Sydney: Police and rangers were on Monday hunting a crocodile that snatched a 12-year-old boy from a northern Australian waterhole, with shoot-to-kill orders for any creature longer than two metres and fresh calls for a cull.

The boy was swimming with friends in the Mudginberri Billabong in the Northern Territory’s Kakadu National Park on Sunday afternoon when the group was attacked.

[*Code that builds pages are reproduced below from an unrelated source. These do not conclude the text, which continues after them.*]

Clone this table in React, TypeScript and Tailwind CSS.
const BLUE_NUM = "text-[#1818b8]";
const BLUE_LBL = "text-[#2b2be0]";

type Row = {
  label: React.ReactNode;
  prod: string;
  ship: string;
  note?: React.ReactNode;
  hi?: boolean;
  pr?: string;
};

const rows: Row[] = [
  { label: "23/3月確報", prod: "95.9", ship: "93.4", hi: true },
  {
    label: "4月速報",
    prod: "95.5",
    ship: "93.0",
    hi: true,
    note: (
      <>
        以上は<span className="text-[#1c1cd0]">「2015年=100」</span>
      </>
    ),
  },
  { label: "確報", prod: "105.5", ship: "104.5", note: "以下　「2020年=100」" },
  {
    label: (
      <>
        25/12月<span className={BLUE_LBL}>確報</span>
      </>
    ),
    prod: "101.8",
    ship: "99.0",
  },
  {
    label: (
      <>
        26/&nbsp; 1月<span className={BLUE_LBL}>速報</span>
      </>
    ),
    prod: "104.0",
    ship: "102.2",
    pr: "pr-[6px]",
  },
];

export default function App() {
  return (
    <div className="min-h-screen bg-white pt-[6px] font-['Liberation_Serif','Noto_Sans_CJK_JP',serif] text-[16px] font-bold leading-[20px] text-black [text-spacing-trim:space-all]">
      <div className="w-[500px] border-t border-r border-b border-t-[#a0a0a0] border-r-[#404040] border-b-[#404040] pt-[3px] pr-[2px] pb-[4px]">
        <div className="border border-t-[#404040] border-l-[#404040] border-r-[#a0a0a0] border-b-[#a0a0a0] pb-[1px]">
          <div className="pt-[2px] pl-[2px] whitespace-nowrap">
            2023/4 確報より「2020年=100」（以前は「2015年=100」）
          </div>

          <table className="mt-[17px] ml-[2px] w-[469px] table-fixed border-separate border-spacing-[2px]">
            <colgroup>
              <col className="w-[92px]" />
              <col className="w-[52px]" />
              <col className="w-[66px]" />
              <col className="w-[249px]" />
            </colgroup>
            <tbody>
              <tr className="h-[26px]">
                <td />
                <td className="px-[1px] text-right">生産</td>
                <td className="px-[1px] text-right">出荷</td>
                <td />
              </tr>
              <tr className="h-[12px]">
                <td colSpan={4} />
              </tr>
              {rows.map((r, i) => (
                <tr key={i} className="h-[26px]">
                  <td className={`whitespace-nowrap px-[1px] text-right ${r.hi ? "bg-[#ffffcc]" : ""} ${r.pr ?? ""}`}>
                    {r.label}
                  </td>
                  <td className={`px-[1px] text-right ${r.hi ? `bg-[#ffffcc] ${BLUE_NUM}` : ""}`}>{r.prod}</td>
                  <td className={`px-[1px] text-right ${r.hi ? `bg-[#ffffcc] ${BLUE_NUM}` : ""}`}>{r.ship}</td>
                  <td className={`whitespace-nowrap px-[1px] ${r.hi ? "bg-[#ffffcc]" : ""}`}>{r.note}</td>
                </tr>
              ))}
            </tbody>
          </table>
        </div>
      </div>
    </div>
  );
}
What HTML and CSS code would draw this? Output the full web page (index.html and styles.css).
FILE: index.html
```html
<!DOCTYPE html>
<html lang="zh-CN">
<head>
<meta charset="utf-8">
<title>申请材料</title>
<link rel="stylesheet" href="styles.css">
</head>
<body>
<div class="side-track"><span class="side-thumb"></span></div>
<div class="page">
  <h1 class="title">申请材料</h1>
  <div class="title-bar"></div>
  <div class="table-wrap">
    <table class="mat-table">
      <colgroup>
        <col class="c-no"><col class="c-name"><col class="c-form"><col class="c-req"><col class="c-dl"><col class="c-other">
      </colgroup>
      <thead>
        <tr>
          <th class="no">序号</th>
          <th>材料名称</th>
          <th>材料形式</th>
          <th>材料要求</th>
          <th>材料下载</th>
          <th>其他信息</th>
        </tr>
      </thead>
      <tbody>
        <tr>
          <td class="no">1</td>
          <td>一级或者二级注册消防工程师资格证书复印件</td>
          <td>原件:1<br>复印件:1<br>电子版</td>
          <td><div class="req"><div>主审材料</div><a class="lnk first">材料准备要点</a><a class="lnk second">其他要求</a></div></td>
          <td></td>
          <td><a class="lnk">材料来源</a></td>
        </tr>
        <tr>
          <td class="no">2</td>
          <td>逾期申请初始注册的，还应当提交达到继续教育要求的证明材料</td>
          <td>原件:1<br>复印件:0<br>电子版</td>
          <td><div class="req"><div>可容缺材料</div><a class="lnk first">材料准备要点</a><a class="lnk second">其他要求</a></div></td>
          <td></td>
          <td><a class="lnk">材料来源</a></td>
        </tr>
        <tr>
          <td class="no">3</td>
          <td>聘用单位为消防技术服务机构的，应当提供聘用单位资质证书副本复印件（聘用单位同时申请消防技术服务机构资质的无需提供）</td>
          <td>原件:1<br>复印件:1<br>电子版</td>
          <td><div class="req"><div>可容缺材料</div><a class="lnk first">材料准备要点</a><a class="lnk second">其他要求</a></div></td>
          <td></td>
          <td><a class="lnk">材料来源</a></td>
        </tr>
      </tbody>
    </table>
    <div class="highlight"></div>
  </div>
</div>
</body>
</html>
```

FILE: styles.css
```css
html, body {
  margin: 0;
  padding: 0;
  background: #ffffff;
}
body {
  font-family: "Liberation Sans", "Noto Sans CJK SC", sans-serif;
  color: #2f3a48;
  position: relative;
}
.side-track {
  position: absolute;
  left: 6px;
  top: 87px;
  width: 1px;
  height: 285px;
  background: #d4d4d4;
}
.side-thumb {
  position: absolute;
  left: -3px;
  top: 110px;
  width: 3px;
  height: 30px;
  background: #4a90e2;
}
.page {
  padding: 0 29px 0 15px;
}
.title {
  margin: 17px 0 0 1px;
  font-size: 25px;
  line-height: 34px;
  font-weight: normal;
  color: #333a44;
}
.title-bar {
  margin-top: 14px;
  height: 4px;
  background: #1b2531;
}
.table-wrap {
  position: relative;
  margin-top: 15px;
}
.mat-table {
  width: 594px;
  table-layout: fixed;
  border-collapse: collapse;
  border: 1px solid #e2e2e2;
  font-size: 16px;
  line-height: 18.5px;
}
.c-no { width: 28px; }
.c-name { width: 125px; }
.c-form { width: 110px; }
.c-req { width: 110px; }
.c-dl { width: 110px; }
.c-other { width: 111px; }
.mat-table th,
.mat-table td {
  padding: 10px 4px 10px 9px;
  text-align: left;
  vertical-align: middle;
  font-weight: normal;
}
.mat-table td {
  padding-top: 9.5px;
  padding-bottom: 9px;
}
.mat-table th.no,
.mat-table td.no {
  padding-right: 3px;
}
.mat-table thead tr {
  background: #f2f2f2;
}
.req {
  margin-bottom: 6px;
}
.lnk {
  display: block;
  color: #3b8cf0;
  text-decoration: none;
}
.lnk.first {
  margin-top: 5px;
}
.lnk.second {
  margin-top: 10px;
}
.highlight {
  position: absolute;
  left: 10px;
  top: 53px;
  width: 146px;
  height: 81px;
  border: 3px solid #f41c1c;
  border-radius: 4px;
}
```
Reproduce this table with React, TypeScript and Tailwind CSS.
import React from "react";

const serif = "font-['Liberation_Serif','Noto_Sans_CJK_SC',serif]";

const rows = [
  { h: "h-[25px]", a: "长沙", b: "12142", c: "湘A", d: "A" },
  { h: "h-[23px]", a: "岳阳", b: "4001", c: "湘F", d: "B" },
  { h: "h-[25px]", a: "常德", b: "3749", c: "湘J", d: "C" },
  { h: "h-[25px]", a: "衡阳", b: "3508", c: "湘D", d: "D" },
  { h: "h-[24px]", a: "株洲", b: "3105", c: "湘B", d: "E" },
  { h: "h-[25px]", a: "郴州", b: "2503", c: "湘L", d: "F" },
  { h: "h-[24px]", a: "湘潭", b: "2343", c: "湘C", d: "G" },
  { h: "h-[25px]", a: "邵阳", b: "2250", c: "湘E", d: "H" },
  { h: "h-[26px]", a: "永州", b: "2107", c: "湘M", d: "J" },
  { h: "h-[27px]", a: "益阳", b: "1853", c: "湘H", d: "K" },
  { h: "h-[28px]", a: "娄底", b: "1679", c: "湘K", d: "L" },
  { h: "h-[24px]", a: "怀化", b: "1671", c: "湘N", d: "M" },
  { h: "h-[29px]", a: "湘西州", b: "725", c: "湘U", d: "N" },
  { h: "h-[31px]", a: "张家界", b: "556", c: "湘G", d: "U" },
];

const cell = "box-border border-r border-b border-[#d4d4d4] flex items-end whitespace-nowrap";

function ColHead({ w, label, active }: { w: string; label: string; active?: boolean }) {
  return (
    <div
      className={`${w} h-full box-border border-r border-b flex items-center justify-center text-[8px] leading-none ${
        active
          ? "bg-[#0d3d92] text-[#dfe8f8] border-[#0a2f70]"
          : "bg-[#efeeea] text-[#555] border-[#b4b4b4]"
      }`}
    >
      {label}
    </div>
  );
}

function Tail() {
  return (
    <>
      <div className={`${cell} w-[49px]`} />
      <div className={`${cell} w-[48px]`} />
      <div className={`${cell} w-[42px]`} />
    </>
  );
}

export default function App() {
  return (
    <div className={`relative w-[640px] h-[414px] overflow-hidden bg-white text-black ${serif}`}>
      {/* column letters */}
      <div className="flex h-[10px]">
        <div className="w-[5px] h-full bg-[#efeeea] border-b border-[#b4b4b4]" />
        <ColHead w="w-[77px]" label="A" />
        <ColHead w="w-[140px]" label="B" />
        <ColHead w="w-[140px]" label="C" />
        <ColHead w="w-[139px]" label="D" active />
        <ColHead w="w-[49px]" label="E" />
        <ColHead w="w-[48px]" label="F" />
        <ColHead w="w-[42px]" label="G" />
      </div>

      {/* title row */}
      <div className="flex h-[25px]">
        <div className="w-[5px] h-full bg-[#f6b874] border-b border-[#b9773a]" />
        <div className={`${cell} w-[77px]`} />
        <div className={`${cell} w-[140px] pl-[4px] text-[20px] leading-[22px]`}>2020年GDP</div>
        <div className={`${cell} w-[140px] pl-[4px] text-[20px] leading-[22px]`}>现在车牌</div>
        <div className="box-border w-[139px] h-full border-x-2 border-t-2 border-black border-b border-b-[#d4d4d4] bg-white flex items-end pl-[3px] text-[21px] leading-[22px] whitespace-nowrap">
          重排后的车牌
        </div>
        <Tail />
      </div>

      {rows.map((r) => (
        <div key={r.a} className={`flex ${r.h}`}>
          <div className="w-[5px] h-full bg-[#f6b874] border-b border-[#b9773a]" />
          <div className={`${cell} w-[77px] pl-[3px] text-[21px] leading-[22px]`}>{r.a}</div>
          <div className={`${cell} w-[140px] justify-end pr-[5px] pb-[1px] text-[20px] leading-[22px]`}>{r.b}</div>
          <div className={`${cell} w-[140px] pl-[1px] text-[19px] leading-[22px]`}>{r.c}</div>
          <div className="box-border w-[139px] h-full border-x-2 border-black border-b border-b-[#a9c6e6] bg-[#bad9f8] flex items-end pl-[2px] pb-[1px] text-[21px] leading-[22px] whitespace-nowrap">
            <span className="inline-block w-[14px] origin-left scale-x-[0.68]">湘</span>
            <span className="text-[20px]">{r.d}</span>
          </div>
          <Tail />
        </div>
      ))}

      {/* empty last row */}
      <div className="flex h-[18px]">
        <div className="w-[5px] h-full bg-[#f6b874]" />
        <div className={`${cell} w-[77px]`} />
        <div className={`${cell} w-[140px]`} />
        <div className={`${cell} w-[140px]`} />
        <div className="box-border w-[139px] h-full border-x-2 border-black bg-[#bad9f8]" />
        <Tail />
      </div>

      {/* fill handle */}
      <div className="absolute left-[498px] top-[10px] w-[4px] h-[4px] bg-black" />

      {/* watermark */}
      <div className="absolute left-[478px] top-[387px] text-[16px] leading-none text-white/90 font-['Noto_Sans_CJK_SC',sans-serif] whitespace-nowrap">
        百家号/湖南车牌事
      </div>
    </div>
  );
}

One other boy suffered bite wounds as he tried to fight the creature off.

Aerial, land and boat searches in and around Magela Creek, which feeds the billabong or waterhole, continued throughout the night but there was no sign of the boy.

The NT Parks and Wildlife Commission gave rangers the order to shoot dead any crocodile longer than two metres (6.5 feet) sighted in the area of Mudginberri Outstation, which is about 200km east of Darwin.

The order had originally been for animals bigger than three metres but was expanded after examination of the bite marks on the boy who escaped revealed that the croc responsible was between 2-3 metres.

Two crocodiles were shot and cut open overnight, but they had not ingested any human remains.

“One 4.3 metres; one 4.7 metres,” Sergeant Stephen Constable said of the creatures.

“We’ve since had a look at both crocodiles and neither of them had anything in their stomachs.”

The local Aboriginal people, the Mirarr, called for a cull of the predatory reptiles around Jabiru following the incident.

“Mirarr traditional owners are saying (it’s) high time to cull crocodiles,” said Justin O’Brien, chief of the Gundjeihmi Aboriginal Corporation.

There are periodic calls for crocodile culls after fatalities in the Northern Territory but their numbers are such that it’s historically been considered impractical.

Rangers set a trap in Magela Creek late on Monday and prepared to continue searching the waterways by boat through the night, though Constable said efforts would be scaled back.

“We’ve done the sprint, now we’ve got to pace ourselves,” he said.

Parks officer and crocodile specialist Garry Lindner said a 2-3 metre crocodile was sizeable, particularly up against a child.

Lindner said flooding due to the local monsoon season was complicating the search, leaving the 200-metre waterway more than a kilometre wide.

Saltwater crocodiles can grow up to seven metres long, weigh more than a tonne, and are a common feature of Australia’s tropical north.

Their numbers have increased steadily since the introduction of protection laws in 1971, with government estimates putting the population at 75,000-100,000.

The most recent fatality was in August last year, when a man was taken by a 4.7-metre croc as he swam across the Mary River.

Parks officials said the Magela Creek area was well signposted as a crocodile danger zone.

“We have big croc warning signs with croc jaws and a big thing saying ‘croc risk; do not swim here, do not enter’,” a spokeswoman said.

Australian researchers launched the world’s first crocodile attack database, CrocBITE, last month, hoping to firm up anecdotal reports that harmful or fatal incidents are increasing.

Sunday’s attack in Kakadu is the 11th fatality recorded so far this year by the CrocBITE team, which is based at Australia’s Charles Darwin University.

The other crocodile-related deaths in 2014 have been in Angola, East Timor, India, Indonesia, Namibia, Papua New Guinea, South Africa, Zambia and Zimbabwe. Five have involved saltwater crocs.